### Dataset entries
— Begin —

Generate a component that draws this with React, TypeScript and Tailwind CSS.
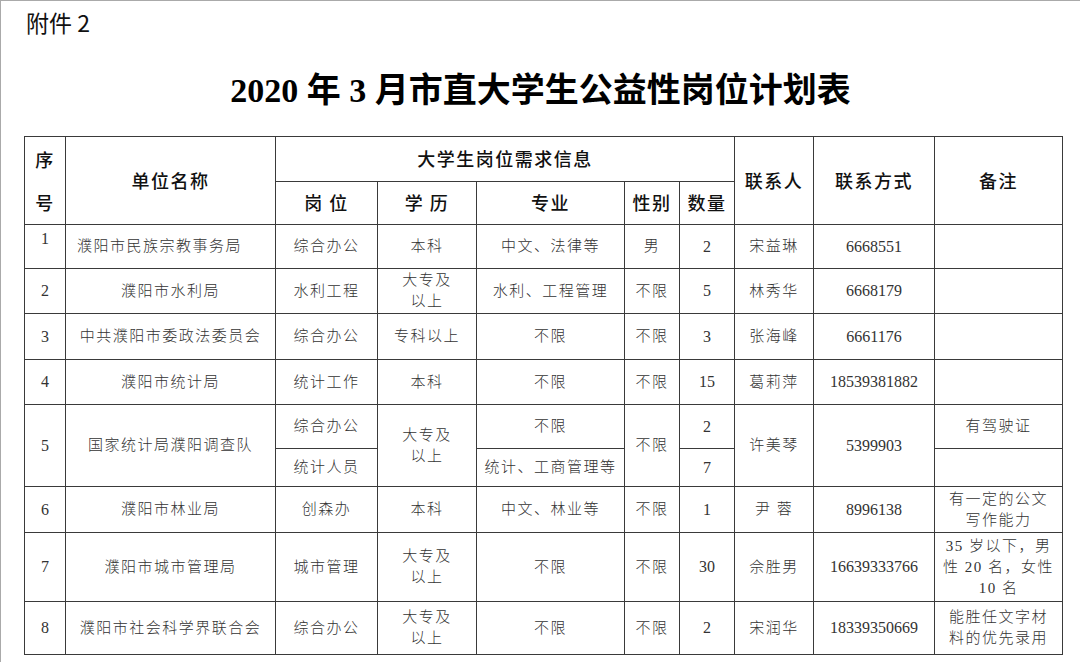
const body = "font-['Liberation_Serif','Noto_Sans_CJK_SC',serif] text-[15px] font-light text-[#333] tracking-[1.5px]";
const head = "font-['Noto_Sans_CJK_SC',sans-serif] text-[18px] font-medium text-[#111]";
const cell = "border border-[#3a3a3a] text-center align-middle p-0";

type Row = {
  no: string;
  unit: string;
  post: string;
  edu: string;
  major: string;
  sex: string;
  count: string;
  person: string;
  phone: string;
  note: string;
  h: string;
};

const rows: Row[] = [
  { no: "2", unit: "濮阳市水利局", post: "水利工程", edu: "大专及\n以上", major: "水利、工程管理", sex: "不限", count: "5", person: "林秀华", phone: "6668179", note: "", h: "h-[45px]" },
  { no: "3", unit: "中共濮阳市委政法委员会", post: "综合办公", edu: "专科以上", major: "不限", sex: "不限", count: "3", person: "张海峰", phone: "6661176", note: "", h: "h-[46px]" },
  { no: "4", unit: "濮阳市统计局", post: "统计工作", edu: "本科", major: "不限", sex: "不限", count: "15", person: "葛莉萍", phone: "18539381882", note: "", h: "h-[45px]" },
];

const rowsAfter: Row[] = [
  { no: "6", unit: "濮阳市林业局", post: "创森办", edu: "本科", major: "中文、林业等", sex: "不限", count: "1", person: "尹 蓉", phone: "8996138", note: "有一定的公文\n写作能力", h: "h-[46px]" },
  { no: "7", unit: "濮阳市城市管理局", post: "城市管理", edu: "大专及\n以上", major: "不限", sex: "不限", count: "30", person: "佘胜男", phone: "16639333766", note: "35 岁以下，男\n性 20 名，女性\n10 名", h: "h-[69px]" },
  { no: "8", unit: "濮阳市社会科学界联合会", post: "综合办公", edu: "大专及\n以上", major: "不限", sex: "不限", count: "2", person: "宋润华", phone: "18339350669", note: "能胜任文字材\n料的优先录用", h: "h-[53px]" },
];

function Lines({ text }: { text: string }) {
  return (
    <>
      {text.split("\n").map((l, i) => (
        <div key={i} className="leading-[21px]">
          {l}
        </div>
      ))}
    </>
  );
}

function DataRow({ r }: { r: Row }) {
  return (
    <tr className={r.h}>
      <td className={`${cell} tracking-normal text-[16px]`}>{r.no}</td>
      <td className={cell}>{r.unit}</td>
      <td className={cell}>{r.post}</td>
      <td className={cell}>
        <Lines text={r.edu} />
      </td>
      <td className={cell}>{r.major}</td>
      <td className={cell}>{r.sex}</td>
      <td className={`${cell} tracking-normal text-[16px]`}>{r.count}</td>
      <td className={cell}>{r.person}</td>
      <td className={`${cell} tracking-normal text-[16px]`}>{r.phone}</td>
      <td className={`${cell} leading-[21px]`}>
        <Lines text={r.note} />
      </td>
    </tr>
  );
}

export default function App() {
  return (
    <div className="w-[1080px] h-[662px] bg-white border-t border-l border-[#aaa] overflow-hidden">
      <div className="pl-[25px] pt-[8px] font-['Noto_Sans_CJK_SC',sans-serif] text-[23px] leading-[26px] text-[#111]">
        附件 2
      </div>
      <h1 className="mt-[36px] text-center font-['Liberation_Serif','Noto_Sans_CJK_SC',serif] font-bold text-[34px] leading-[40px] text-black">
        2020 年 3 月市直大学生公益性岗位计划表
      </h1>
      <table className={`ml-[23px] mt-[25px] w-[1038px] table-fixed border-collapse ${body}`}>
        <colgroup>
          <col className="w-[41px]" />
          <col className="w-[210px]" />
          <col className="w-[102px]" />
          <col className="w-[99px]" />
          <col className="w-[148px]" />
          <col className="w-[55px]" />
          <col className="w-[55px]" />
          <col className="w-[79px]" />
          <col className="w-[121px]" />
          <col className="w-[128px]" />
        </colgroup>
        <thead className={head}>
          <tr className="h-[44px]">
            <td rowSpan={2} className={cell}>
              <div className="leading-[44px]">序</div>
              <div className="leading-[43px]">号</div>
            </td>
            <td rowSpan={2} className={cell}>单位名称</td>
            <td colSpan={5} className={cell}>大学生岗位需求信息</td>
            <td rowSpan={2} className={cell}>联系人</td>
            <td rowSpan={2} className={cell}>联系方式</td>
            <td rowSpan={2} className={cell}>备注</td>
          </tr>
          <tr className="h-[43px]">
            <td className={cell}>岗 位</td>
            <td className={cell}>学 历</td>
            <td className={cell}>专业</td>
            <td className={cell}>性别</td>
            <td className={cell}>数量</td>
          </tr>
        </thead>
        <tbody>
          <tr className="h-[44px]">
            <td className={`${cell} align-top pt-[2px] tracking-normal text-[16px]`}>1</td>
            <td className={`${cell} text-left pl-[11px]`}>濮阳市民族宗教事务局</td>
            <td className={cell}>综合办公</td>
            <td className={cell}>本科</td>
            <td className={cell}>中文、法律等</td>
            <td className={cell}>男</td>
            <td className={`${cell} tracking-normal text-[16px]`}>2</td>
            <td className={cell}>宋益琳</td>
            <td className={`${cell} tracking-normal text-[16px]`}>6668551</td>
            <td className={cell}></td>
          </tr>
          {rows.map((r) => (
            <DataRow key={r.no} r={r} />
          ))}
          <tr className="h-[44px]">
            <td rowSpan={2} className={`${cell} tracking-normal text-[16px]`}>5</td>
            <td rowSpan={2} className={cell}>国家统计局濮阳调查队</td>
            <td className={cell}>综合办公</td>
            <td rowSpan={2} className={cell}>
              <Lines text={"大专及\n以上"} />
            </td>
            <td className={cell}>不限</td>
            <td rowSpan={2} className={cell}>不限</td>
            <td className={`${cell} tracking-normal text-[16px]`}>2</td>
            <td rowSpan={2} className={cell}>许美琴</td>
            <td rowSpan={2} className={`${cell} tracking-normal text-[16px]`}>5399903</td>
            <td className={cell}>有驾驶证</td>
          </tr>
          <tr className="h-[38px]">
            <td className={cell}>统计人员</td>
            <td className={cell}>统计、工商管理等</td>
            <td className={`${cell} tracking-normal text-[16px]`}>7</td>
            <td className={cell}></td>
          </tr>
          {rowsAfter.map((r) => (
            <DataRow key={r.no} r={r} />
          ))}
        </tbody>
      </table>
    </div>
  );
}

— End —
— Begin —

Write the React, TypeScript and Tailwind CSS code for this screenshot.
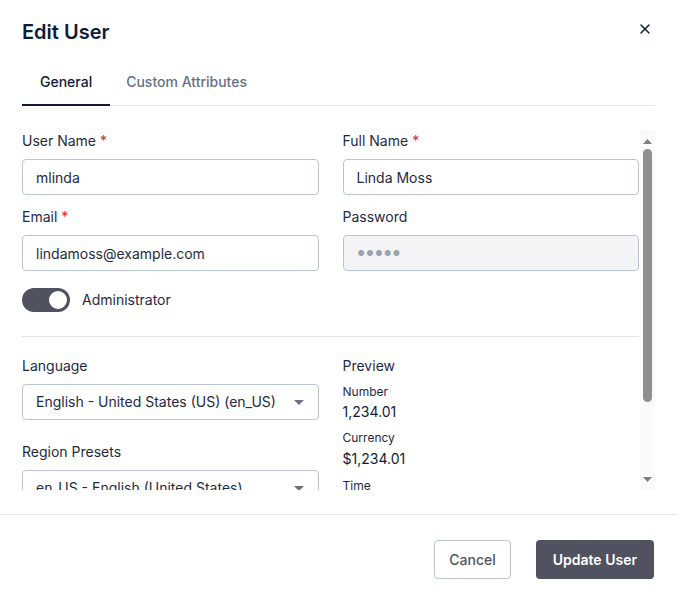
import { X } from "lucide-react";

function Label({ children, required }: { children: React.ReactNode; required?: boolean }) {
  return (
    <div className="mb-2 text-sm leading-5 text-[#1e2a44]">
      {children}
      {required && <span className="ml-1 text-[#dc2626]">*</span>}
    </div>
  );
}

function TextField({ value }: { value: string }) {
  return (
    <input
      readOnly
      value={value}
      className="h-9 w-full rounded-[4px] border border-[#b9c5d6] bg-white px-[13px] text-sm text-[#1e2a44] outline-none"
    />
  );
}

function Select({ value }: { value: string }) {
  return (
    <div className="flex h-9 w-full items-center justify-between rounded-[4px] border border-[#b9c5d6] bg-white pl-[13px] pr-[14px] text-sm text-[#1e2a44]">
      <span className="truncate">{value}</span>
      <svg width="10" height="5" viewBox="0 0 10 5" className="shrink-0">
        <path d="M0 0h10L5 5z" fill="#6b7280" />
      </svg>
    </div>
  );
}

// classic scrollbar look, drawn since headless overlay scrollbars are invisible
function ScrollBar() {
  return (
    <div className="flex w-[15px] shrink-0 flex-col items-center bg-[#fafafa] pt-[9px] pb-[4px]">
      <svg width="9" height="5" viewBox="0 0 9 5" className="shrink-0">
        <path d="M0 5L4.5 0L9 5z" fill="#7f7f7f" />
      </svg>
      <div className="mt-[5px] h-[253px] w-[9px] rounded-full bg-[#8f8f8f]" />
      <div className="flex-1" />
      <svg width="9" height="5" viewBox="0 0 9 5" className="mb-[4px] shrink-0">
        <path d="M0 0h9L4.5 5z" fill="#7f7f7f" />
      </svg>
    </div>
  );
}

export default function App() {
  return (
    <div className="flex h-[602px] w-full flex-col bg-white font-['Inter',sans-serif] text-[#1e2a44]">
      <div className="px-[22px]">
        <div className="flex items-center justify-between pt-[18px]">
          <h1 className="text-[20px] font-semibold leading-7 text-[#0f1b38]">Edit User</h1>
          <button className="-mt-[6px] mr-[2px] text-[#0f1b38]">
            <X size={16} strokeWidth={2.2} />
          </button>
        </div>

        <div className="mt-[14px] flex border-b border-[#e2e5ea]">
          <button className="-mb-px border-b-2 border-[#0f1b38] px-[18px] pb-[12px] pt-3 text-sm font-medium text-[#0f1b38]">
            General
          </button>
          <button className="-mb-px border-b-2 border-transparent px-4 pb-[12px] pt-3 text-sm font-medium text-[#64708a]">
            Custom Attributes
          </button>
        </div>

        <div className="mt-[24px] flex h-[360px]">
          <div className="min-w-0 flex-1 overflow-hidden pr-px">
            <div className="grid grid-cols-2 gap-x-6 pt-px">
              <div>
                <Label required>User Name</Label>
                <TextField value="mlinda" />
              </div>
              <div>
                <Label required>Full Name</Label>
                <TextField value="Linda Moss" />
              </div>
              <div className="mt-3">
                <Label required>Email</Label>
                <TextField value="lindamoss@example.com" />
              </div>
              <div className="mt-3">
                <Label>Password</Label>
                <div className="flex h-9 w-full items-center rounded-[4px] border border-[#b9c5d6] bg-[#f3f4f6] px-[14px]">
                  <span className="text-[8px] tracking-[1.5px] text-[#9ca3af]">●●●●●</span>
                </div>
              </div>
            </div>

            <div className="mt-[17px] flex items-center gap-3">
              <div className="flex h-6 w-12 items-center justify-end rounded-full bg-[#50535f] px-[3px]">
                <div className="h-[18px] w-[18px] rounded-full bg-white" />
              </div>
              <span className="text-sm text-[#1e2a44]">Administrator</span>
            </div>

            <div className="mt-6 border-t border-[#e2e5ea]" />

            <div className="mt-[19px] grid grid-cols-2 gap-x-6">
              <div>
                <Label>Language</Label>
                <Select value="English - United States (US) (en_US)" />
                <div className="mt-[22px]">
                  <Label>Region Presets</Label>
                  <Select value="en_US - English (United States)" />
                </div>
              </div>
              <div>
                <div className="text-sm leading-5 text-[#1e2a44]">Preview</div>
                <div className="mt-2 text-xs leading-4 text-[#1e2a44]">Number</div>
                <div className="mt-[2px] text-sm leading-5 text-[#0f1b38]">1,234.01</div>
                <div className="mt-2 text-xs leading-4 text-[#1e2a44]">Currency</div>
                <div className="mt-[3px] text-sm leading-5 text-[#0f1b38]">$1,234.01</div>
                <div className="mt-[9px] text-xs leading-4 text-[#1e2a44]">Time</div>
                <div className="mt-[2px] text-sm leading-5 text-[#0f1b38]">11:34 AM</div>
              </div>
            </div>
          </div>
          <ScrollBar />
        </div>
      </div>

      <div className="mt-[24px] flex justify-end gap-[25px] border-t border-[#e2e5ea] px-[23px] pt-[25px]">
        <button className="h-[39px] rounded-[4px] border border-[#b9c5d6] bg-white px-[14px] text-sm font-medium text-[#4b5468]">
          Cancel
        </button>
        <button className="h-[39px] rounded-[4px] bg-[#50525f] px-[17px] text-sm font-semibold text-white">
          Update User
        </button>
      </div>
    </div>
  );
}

— End —

### Work instructions
Reproduce the data above exactly, but only the lines from the one showing "Generate a component" through the one showing "border-[#3a3a3a] text-center align-middle", with both ends kept and the pictures left out.

### Right answer
Generate a component that draws this with React, TypeScript and Tailwind CSS.
const body = "font-['Liberation_Serif','Noto_Sans_CJK_SC',serif] text-[15px] font-light text-[#333] tracking-[1.5px]";
const head = "font-['Noto_Sans_CJK_SC',sans-serif] text-[18px] font-medium text-[#111]";
const cell = "border border-[#3a3a3a] text-center align-middle p-0";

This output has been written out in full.